Tensions continue to mount between Azerbaijan and the United States regarding differences in their regional policies. On November 21, Hikmet Hajiyev, foreign policy advisor to the Azerbaijani president, issued a response to a statement from United States Agency for International Development (USAID) Administrator Samantha Power(Twitter.com/HikmetHajiyev, November 21). In a video posted on X, Power announced a package of $4 million in humanitarian aid for the Armenian people who, according to her, were forcibly displaced by Azerbaijan’s military operation in Karabakh (Twitter.com/PowerUSAID, November 21). Hajiyev criticized Power’s statement on multiple fronts. He highlighted her apparent indifference to the challenges faced by internally displaced persons and refugees in Azerbaijan and for supporting the Russian oligarch Ruben Vardanyan, who had served in a senior position in the separatist government in Karabakh. Hajiyev’s statement signaled that Azerbaijan may suspend USAID’s operations in the country.
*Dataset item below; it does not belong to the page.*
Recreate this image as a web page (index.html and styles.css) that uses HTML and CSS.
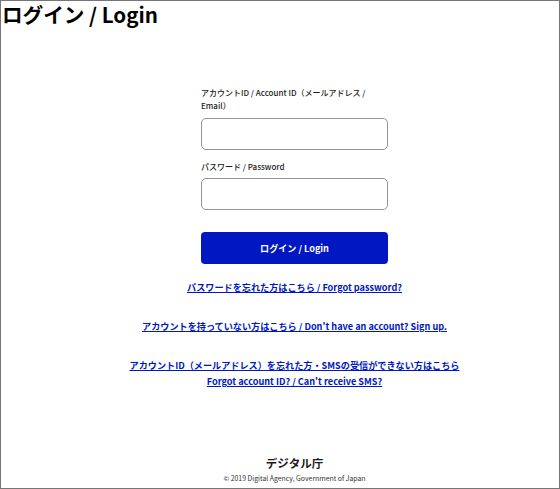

The current tensions between Washington and Baku could have far-reaching implications for the South Caucasus. In this author’s opinion, it is crucial that both countries seek common ground on how to proceed in peace negotiations with Armenia and how best to handle the Armenians who left Karabakh. Additionally, the question of a transit corridor that connects Azerbaijan’s Nakhchivan exclave with the mainland—either through Iran or Armenia’s southern region—remains a key sticking point between the two sides. An inability to solve these issues along mutually beneficial terms will likely hamper any future efforts to establish peace between Armenia and Azerbaijan and risks straining regional tensions that could lead to a wider conflict.